-- START Data excerpt --

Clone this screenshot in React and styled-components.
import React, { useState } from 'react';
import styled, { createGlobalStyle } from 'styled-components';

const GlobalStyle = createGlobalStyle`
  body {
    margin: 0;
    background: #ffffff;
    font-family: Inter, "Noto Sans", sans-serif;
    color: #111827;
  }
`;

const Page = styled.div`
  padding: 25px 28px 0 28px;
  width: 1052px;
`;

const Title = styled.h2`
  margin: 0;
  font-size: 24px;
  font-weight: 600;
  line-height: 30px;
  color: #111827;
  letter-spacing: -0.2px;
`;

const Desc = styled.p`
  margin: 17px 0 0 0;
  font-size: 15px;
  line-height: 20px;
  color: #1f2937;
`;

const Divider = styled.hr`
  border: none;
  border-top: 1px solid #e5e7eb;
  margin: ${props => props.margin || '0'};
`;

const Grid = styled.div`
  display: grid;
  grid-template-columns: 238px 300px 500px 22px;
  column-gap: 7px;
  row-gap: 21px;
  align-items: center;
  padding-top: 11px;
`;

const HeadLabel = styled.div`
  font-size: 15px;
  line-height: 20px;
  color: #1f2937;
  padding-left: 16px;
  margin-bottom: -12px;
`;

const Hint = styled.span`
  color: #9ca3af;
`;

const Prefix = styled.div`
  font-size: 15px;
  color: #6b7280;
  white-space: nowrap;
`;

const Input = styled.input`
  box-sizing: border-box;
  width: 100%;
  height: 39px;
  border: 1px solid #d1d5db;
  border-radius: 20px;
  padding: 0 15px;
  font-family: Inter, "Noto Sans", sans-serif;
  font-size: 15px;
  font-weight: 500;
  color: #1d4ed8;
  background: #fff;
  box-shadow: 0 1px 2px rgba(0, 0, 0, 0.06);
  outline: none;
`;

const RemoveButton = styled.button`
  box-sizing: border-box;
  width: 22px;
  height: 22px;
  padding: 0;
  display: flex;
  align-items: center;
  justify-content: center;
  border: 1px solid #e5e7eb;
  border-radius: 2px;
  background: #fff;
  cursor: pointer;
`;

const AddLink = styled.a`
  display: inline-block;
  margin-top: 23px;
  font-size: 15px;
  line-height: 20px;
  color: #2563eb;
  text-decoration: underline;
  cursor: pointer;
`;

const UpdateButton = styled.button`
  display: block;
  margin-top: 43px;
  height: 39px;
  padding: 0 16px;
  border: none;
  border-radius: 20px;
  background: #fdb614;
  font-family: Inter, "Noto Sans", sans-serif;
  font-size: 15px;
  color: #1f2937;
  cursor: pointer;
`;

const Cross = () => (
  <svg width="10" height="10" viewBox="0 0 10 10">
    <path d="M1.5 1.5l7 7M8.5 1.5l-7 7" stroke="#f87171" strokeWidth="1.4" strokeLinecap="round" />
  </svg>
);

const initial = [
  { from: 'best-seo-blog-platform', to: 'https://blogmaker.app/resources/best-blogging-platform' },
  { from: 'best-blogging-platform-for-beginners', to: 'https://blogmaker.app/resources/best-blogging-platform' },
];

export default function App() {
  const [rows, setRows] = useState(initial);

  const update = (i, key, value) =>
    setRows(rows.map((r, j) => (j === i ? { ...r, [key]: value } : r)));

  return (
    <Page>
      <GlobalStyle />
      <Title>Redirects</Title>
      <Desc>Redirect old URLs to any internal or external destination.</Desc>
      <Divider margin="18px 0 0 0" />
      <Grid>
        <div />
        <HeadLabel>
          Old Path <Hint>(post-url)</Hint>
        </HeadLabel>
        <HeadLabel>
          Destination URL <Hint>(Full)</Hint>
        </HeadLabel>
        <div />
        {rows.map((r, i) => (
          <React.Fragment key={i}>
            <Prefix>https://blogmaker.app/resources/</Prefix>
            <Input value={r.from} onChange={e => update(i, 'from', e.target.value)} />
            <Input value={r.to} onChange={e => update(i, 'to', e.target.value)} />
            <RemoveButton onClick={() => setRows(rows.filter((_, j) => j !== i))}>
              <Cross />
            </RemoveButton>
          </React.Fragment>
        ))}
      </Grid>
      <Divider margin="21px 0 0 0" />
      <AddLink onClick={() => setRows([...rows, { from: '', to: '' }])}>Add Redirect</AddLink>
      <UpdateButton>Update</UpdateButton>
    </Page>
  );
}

-- END Data excerpt --

◆ Task
All of the material above needs to be copied exactly.

◆ Full response
Clone this screenshot in React and styled-components.
import React, { useState } from 'react';
import styled, { createGlobalStyle } from 'styled-components';

const GlobalStyle = createGlobalStyle`
  body {
    margin: 0;
    background: #ffffff;
    font-family: Inter, "Noto Sans", sans-serif;
    color: #111827;
  }
`;

const Page = styled.div`
  padding: 25px 28px 0 28px;
  width: 1052px;
`;

const Title = styled.h2`
  margin: 0;
  font-size: 24px;
  font-weight: 600;
  line-height: 30px;
  color: #111827;
  letter-spacing: -0.2px;
`;

const Desc = styled.p`
  margin: 17px 0 0 0;
  font-size: 15px;
  line-height: 20px;
  color: #1f2937;
`;

const Divider = styled.hr`
  border: none;
  border-top: 1px solid #e5e7eb;
  margin: ${props => props.margin || '0'};
`;

const Grid = styled.div`
  display: grid;
  grid-template-columns: 238px 300px 500px 22px;
  column-gap: 7px;
  row-gap: 21px;
  align-items: center;
  padding-top: 11px;
`;

const HeadLabel = styled.div`
  font-size: 15px;
  line-height: 20px;
  color: #1f2937;
  padding-left: 16px;
  margin-bottom: -12px;
`;

const Hint = styled.span`
  color: #9ca3af;
`;

const Prefix = styled.div`
  font-size: 15px;
  color: #6b7280;
  white-space: nowrap;
`;

const Input = styled.input`
  box-sizing: border-box;
  width: 100%;
  height: 39px;
  border: 1px solid #d1d5db;
  border-radius: 20px;
  padding: 0 15px;
  font-family: Inter, "Noto Sans", sans-serif;
  font-size: 15px;
  font-weight: 500;
  color: #1d4ed8;
  background: #fff;
  box-shadow: 0 1px 2px rgba(0, 0, 0, 0.06);
  outline: none;
`;

const RemoveButton = styled.button`
  box-sizing: border-box;
  width: 22px;
  height: 22px;
  padding: 0;
  display: flex;
  align-items: center;
  justify-content: center;
  border: 1px solid #e5e7eb;
  border-radius: 2px;
  background: #fff;
  cursor: pointer;
`;

const AddLink = styled.a`
  display: inline-block;
  margin-top: 23px;
  font-size: 15px;
  line-height: 20px;
  color: #2563eb;
  text-decoration: underline;
  cursor: pointer;
`;

const UpdateButton = styled.button`
  display: block;
  margin-top: 43px;
  height: 39px;
  padding: 0 16px;
  border: none;
  border-radius: 20px;
  background: #fdb614;
  font-family: Inter, "Noto Sans", sans-serif;
  font-size: 15px;
  color: #1f2937;
  cursor: pointer;
`;

const Cross = () => (
  <svg width="10" height="10" viewBox="0 0 10 10">
    <path d="M1.5 1.5l7 7M8.5 1.5l-7 7" stroke="#f87171" strokeWidth="1.4" strokeLinecap="round" />
  </svg>
);

const initial = [
  { from: 'best-seo-blog-platform', to: 'https://blogmaker.app/resources/best-blogging-platform' },
  { from: 'best-blogging-platform-for-beginners', to: 'https://blogmaker.app/resources/best-blogging-platform' },
];

export default function App() {
  const [rows, setRows] = useState(initial);

  const update = (i, key, value) =>
    setRows(rows.map((r, j) => (j === i ? { ...r, [key]: value } : r)));

  return (
    <Page>
      <GlobalStyle />
      <Title>Redirects</Title>
      <Desc>Redirect old URLs to any internal or external destination.</Desc>
      <Divider margin="18px 0 0 0" />
      <Grid>
        <div />
        <HeadLabel>
          Old Path <Hint>(post-url)</Hint>
        </HeadLabel>
        <HeadLabel>
          Destination URL <Hint>(Full)</Hint>
        </HeadLabel>
        <div />
        {rows.map((r, i) => (
          <React.Fragment key={i}>
            <Prefix>https://blogmaker.app/resources/</Prefix>
            <Input value={r.from} onChange={e => update(i, 'from', e.target.value)} />
            <Input value={r.to} onChange={e => update(i, 'to', e.target.value)} />
            <RemoveButton onClick={() => setRows(rows.filter((_, j) => j !== i))}>
              <Cross />
            </RemoveButton>
          </React.Fragment>
        ))}
      </Grid>
      <Divider margin="21px 0 0 0" />
      <AddLink onClick={() => setRows([...rows, { from: '', to: '' }])}>Add Redirect</AddLink>
      <UpdateButton>Update</UpdateButton>
    </Page>
  );
}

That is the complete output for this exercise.